|
Intro to Technical Analysis for
Non-Dummies
There exist today an array of charts, patterns and statistical
analyses large enough to please even a Medieval numerologist.
Though it often looks and reads much like mathematical tea-leaf
reading, most of the commonly used tools are based on serious
empirical studies of the markets.
The best way to explain what technical analysis is may be to
contrast it with its arch-rival and sometimes partner:
Fundamental Analysis.
Fundamental analysis consists of attempting to evaluate a
financial instrument (a stock, bond, etc) by looking at factors
affecting intrinsic worth. Company earnings, basic industry
conditions - everything from the overall economy to who sits in
the Chief Financial Officer's chair.
Technical analysis shuns measurements of such things as assets
and liabilities and focuses less on company or industry
specifics. It looks instead for statistical patterns among
historical (both recent and long term) price movements, volume
and a large number of other variables.
Some of these variables and patterns appear arcane to all but
the specialists. Fortunately there are a few basic ones
available to the savvy but still mere mortal.
One of the most basic is the simple bar chart. In use for
centuries in one form or another, it consists of the familiar
vertical stick with small horizontal tick marks
attached.
The length of the bar shows the price range of the instrument
for a recent period - usually the last 24 hours or the trading
day up to that point. The horizontal mark on the right
indicates the opening price, the left-pointing one shows the
closing price.
A series of these laid out across a chart - for periods of a
week, a month, quarterly, etc - forms a pattern. It's that
pattern that the technical analyst uses (in part) to predict
how the pattern will continue - i.e. what the price will be an
hour or a day or a few weeks hence.
Traders who rely heavily on technical analysis are rarely long
term players. Somewhat like predicting the rain, a set of data
can help you guess with high probability what will happen in
the short term. It's less useful for judging the outcome three
months ahead.
Candlesticks - adapted from the Japanese, where they were used
to forecast rice futures - are a common variation. The change
consists essentially of 'fattening' the vertical stick and
adding color to indicate variations between opening and closing
prices.
Red strips are used to show a closing price lower than the
previous period, green when the instrument closed higher.
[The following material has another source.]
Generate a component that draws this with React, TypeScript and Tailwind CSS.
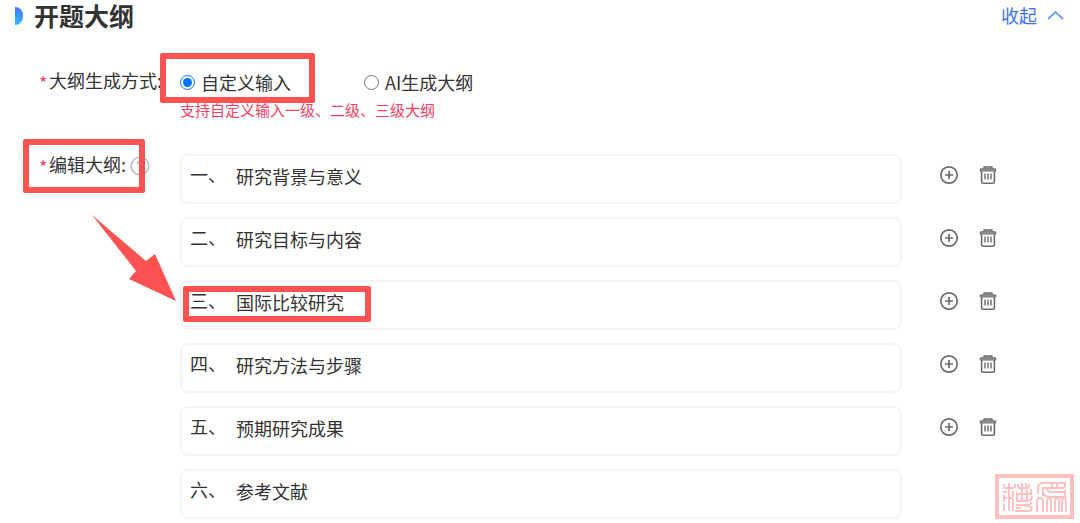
import { useState } from 'react';

const NUMERALS = ['一', '二', '三', '四', '五', '六', '七', '八', '九', '十'];

const initialSections = [
  { id: 1, title: '研究背景与意义', locked: false },
  { id: 2, title: '研究目标与内容', locked: false },
  { id: 3, title: '国际比较研究', locked: false },
  { id: 4, title: '研究方法与步骤', locked: false },
  { id: 5, title: '预期研究成果', locked: false },
  { id: 6, title: '参考文献', locked: true },
];

function AddIcon() {
  return (
    <svg width="20" height="20" viewBox="0 0 20 20" fill="none" stroke="#6b6b6b" strokeWidth="1.7">
      <circle cx="10" cy="10" r="8.2" />
      <path d="M10 6v8M6 10h8" />
    </svg>
  );
}

function TrashIcon() {
  return (
    <svg width="18" height="20" viewBox="0 0 18 20" fill="none" stroke="#6b6b6b">
      <path d="M5 3.6V1.8h8v1.8" fill="#aaaaaa" strokeWidth="1.3" />
      <rect x="1.2" y="3.8" width="15.6" height="2.2" rx="1" fill="#aaaaaa" strokeWidth="1.2" />
      <path d="M2.6 6v10.600a1.700 1.700 0 0 0 1.700 1.700h9.400a1.700 1.700 0 0 0 1.700-1.700V6" strokeWidth="1.6" />
      <path d="M6 8.500v6M9 8.500v6M12 8.500v6" strokeWidth="1.4" />
    </svg>
  );
}

function HelpIcon() {
  return (
    <svg width="20" height="20" viewBox="0 0 20 20" fill="none" stroke="#bbbbbb" strokeWidth="1.6">
      <circle cx="10" cy="10" r="8.8" />
      <path d="M7.5 8a2.5 2.5 0 1 1 3.4 2.3c-.6.3-.9.7-.9 1.4M10 13.4v1.4" />
    </svg>
  );
}

function Seal() {
  return (
    <svg width="79" height="45" viewBox="0 0 79 45" fill="none" stroke="#ffbfbf" strokeWidth="1.9">
      <rect x="2" y="2" width="75" height="41" strokeWidth="4" />
      <path d="M9 10v2q0 2 2 2h7q2 0 2-2v-2M14 9v28M8 18h4M9 21v7M9 30v7M8 24h4M18 17v6M18 25v12M14 24h4" />
      <path d="M23 10v2q0 2 2 2h7q2 0 2-2v-2M27 9v18M31 9v5M22 18v9M21 20h16M32 16v11M36 15v5M37 22q0 5-5 5H21" />
      <path d="M21 31h10q5 0 6-3M21 31q14 0 16 3q0 3-4 3H20M21 34h5" />
      <path d="M43 20v-6q0-5 5-5h22v2q0 3-3 3H48v8M52 14q0 4 4 4h14v-2M48 19q2 4 7 4h15v-5M57 9v5M62 9v5" />
      <path d="M42 38V28q0-4 3-4t3 4v10M52 38V28q0-4 2-4t2 4v10M60 38V28q0-4 2-4t2 4v10M67 38V28q0-4 2-4t2 4v10" />
    </svg>
  );
}

function Required() {
  return <span className="w-2 shrink-0 leading-8 text-[#fa3e5f]">*</span>;
}

export default function App() {
  const [mode, setMode] = useState('custom');
  const [collapsed, setCollapsed] = useState(false);
  const [sections, setSections] = useState(initialSections);

  const updateTitle = (id: number, title: string) => {
    setSections(sections.map((s) => (s.id === id ? { ...s, title } : s)));
  };

  const addAfter = (index: number) => {
    const next = [...sections];
    next.splice(index + 1, 0, { id: Date.now(), title: '', locked: false });
    setSections(next);
  };

  const removeSection = (id: number) => {
    setSections(sections.filter((s) => s.id !== id));
  };

  return (
    <div className="relative bg-white pb-1 font-['Noto_Sans_CJK_SC',sans-serif] text-lg leading-7 text-[#333333]">
      {/* Header */}
      <header className="flex h-8 items-center justify-between pr-4 pl-[15px]">
        <div className="flex items-center gap-[11px]">
          <span className="h-[18px] w-2 rounded-r-full bg-linear-to-b from-[#3f78fb] to-[#35b6ff]" />
          <h2 className="pb-0.5 text-[25px] leading-7 font-bold">开题大纲</h2>
        </div>
        <button
          type="button"
          onClick={() => setCollapsed(!collapsed)}
          className="flex items-center gap-2.5 pb-0.5 text-[#3d73f5]"
        >
          收起
          <svg width="17" height="10" viewBox="0 0 17 10" fill="none" stroke="#6b9bff" strokeWidth="1.8">
            <path d="M1 9l7.500-7L16 9" />
          </svg>
        </button>
      </header>

      {!collapsed && (
        <>
          {/* Generation mode */}
          <div role="radiogroup" aria-labelledby="mode-label" className="flex pt-9">
            <div className="-mt-0.5 flex w-[180px] shrink-0 gap-0.5 pl-[39px] whitespace-nowrap">
              <Required />
              <span id="mode-label">大纲生成方式:</span>
            </div>
            <div>
              <div className="flex items-center gap-[73px]">
                <label className="relative flex items-center gap-1.5">
                  <input
                    type="radio"
                    name="mode"
                    checked={mode === 'custom'}
                    onChange={() => setMode('custom')}
                    className="size-[15px] accent-[#0075ff]"
                  />
                  自定义输入
                  <span className="pointer-events-none absolute -top-[15px] -left-5 h-[50px] w-[155px] rounded-xs border-6 border-[#fc5252]" />
                </label>
                <label className="flex items-center gap-1.5">
                  <input
                    type="radio"
                    name="mode"
                    checked={mode === 'ai'}
                    onChange={() => setMode('ai')}
                    className="size-[15px] accent-[#0075ff]"
                  />
                  AI生成大纲
                </label>
              </div>
              <p className="text-[15px] leading-7 text-[#fa3e5f]">支持自定义输入一级、二级、三级大纲</p>
            </div>
          </div>

          {/* Outline editor */}
          <div className="flex pt-[30px]">
            <div className="relative w-[180px] shrink-0">
              <div className="-mt-1 flex gap-0.5 pl-[39px]">
                <Required />
                <span>编辑大纲:</span>
                <button type="button" aria-label="帮助" className="ml-0.5 self-center">
                  <HelpIcon />
                </button>
              </div>
              <span className="pointer-events-none absolute -top-[15px] left-[23px] h-[54px] w-[122px] rounded-xs border-6 border-[#fc5252]" />
              <svg
                className="pointer-events-none absolute top-[61px] left-[92px]"
                width="84"
                height="86"
                viewBox="0 0 84 86"
                fill="#fc5252"
              >
                <path d="M0 0L54 46L63 39L84 86L37 64L44 56Z" />
              </svg>
            </div>

            <ol className="flex flex-1 flex-col gap-[13px]">
              {sections.map((section, index) => (
                <li key={section.id} className="flex">
                  <div className="relative flex h-[50px] flex-1 rounded-lg border-2 border-[#f5f5f5] pt-1 pl-2">
                    <label htmlFor={`section-${section.id}`} className="w-[46px] shrink-0">
                      {NUMERALS[index]}、
                    </label>
                    <input
                      id={`section-${section.id}`}
                      value={section.title}
                      onChange={(e) => updateTitle(section.id, e.target.value)}
                      className="mt-0.5 h-7 min-w-0 flex-1 outline-none"
                    />
                    {section.id === 3 && (
                      <span className="pointer-events-none absolute top-1 left-px h-9 w-[188px] rounded-xs border-6 border-[#fc5252]" />
                    )}
                  </div>
                  <div className="flex w-[178px] shrink-0 items-start gap-5 pt-[11px] pl-[37px]">
                    {!section.locked && (
                      <>
                        <button type="button" aria-label="添加" onClick={() => addAfter(index)}>
                          <AddIcon />
                        </button>
                        <button type="button" aria-label="删除" onClick={() => removeSection(section.id)}>
                          <TrashIcon />
                        </button>
                      </>
                    )}
                  </div>
                </li>
              ))}
            </ol>
          </div>
        </>
      )}

      <div className="pointer-events-none absolute right-1.5 bottom-1">
        <Seal />
      </div>
    </div>
  );
}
Again, different shapes suggest - to the initiated - different
market movements.
Since options, like bonds, add the element of time expiration
new variables to predict patterns come into play. Also, since
as a derivative an option has no intrinsic worth, price and
volume changes can (and do) occur as a result of changes to the
underlying asset.
Some of the variables that measure these changes make their way
into technical analysis charts.
Delta, for example, measures how much an option price rises or
falls relative to the change in price of the underlying asset.
Theta measures how much an options position gains or loses in a
period of time - a day, a week, a month, etc. Vega is a measure
of how much a position gains or loses as volatility changes by
a specified percentage.
Fortunately, there are software packages available that will
allow tracking of these and other variables. Algorithms are
built in that experts assert indicate thresholds and patterns
that signal buy or sell.
Since there are dozens of such offerings, containing hundreds
of different variables and patterns, only experience can teach
you which are meaningful and which mere numerology.